Americans may be surprised how exciting and beautiful scenes like that momentous event can be, not to mention squirting cucumbers “exploding at the slightest touch.” Viewers in England already have been surprised and excited since the series--produced by the BBC--premiered there in January.

“I think the reason it had such an impact is people are seeing things the human eye has never seen before,” says Attenborough. “If you were a man from Mars and came here for a visit, you’d say, ‘These green things are the amazing organisms. They survive longer than many animals, they can travel through time the way no animal can, they tolerate more conditions. And how many of us are aware of the seductions of wasps by orchids, let alone witnesses?”
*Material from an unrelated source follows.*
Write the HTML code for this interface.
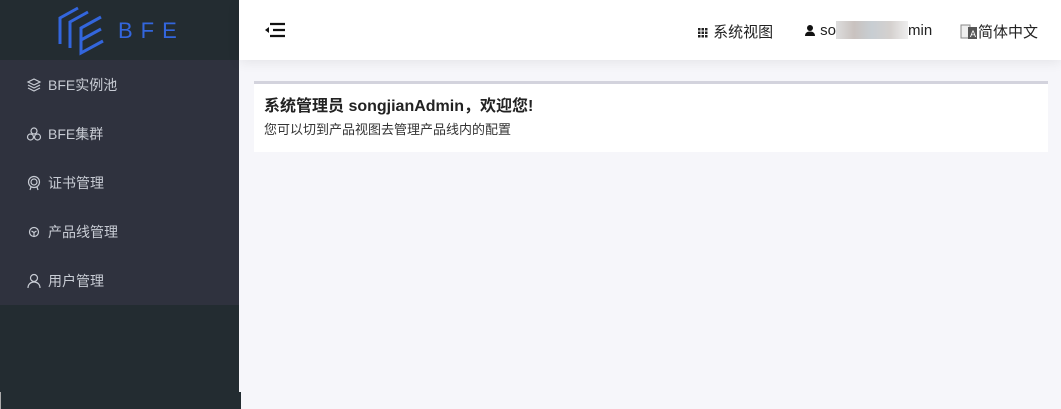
<!DOCTYPE html>
<html><head><meta charset="utf-8"><style>
*{margin:0;padding:0;box-sizing:border-box}
body{width:1061px;height:409px;overflow:hidden;background:#f6f6fa;font-family:"Liberation Sans","Noto Sans CJK SC",sans-serif;position:relative}
.side{position:absolute;left:0;top:0;width:239px;height:409px;background:#232c31}
.logo{height:60px;position:relative}
.menu{position:absolute;top:60px;left:0;width:239px;height:245px;background:#2f323e}
.item{height:49px;display:flex;align-items:center;padding-left:26px;color:#c8ccd4;font-size:14px}
.item svg{width:16px;height:16px;margin-right:6px}
.bottom{position:absolute;left:0;top:392px;width:241px;height:17px;background:#232c31;border-left:1px solid #aaa}
.head{position:absolute;left:239px;top:0;right:0;height:60px;background:#fff;box-shadow:0 2px 12px rgba(0,0,0,.08)}
.card{position:absolute;left:254px;top:81px;width:794px;height:71px;background:#fff;border-top:3px solid #d3d3dd;padding:13px 10px}
.card h1{font-size:16px;font-weight:bold;color:#222;line-height:20px}
.card p{font-size:13px;color:#333;margin-top:2px}
.hd{position:absolute;top:21px;font-size:15px;color:#222;display:flex;align-items:center}
</style></head><body>
<div class="side">
<div class="logo">
<svg width="239" height="60" style="position:absolute;left:0;top:0">
<g stroke="#3366dd" stroke-width="3" fill="none">
<path d="M78 8 L60 18 L60 44"/>
<path d="M88 12 L70 22 L70 48"/>
<path d="M101 17 L81 28 L81 53 L103 41"/>
<path d="M81 40 L101 29"/>
</g>
<text x="118" y="38" fill="#3366dd" font-size="22" letter-spacing="8" font-family="Liberation Sans">BFE</text>
</svg>
</div>
<div class="menu">
<div class="item"><svg viewBox="0 0 16 16" fill="none" stroke="#c8ccd4" stroke-width="1.2"><path d="M8 2L14 5 8 8 2 5z"/><path d="M2 8l6 3 6-3"/><path d="M2 11l6 3 6-3"/></svg>BFE实例池</div>
<div class="item"><svg viewBox="0 0 16 16" fill="none" stroke="#c8ccd4" stroke-width="1.2"><circle cx="8" cy="5" r="3"/><circle cx="4.5" cy="11" r="3"/><circle cx="11.5" cy="11" r="3"/></svg>BFE集群</div>
<div class="item"><svg viewBox="0 0 16 16" fill="none" stroke="#c8ccd4" stroke-width="1.2"><circle cx="8" cy="7" r="5.5"/><circle cx="8" cy="7" r="3"/><path d="M5 12l-1 3M11 12l1 3"/></svg>证书管理</div>
<div class="item"><svg viewBox="0 0 16 16" fill="none" stroke="#c8ccd4" stroke-width="1.2"><circle cx="8" cy="8" r="4.5"/><path d="M5.5 7L8 8.5 10.5 7M8 8.5V12"/></svg>产品线管理</div>
<div class="item"><svg viewBox="0 0 16 16" fill="none" stroke="#c8ccd4" stroke-width="1.2"><circle cx="8" cy="5" r="3.5"/><path d="M2 15c0-4 3-6 6-6s6 2 6 6"/></svg>用户管理</div>
</div>
<div class="bottom"></div>
</div>
<div class="head">
<svg style="position:absolute;left:25px;top:21px" width="22" height="18" viewBox="0 0 22 18"><g stroke="#111" stroke-width="2.2"><path d="M6 3h15M9 9h12M6 15h15"/></g><path d="M1 9l4-3v6z" fill="#111"/></svg>
</div>
<div class="hd" style="left:697px"><svg width="12" height="12" viewBox="0 0 12 12" fill="#222"><rect x="1" y="2" width="2.5" height="2.5"/><rect x="4.5" y="2" width="2.5" height="2.5"/><rect x="8" y="2" width="2.5" height="2.5"/><rect x="1" y="5.5" width="2.5" height="2.5"/><rect x="4.5" y="5.5" width="2.5" height="2.5"/><rect x="8" y="5.5" width="2.5" height="2.5"/><rect x="1" y="9" width="2.5" height="2.5"/><rect x="4.5" y="9" width="2.5" height="2.5"/><rect x="8" y="9" width="2.5" height="2.5"/></svg>&nbsp;系统视图</div>
<div class="hd" style="left:804px"><svg width="12" height="12" viewBox="0 0 12 12" fill="#111"><circle cx="6" cy="4" r="3"/><path d="M1 12c0-3 2-4.5 5-4.5s5 1.5 5 4.5z"/></svg>&nbsp;so<span style="display:inline-block;width:72px;height:18px;background:linear-gradient(90deg,#ddd,#c9c2bf 25%,#c8ced3 50%,#d4d0ce 75%,#eee)"></span>min</div>
<div class="hd" style="left:960px"><svg width="18" height="18" viewBox="0 0 18 18"><rect x="1" y="2" width="9" height="13" fill="#eee" stroke="#888"/><rect x="8" y="4" width="9" height="12" fill="#555"/><text x="10" y="14" font-size="9" fill="#fff" font-family="Liberation Sans">A</text></svg>简体中文</div>
<div class="card"><h1>系统管理员 songjianAdmin，欢迎您!</h1><p>您可以切到产品视图去管理产品线内的配置</p></div>
</body></html>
Attenborough, who spent three years on the project, divides his story into various parts, proving how multifaceted these seemingly simple forms of life are: “They have to make food, get on with their neighbors, care for their young, find mates,” he points out.

The series literally took Attenborough, his crew, and expert guides to every continent, including chasing something called the “bird cage plant” He says he never faced any danger from the plants or animals themselves: “My only danger came in moments of being silly, like feeling I had to hang from a rope to better view the activity in the rain forest.”

His hope is that American audiences will respond the way the English have to the series. “Many people have told me they will never look at plants the same way again,” he says, “as something merely to be woven into a nest or picked. The truth is, they exploit us as much as we exploit them. We’re their servants, not their masters.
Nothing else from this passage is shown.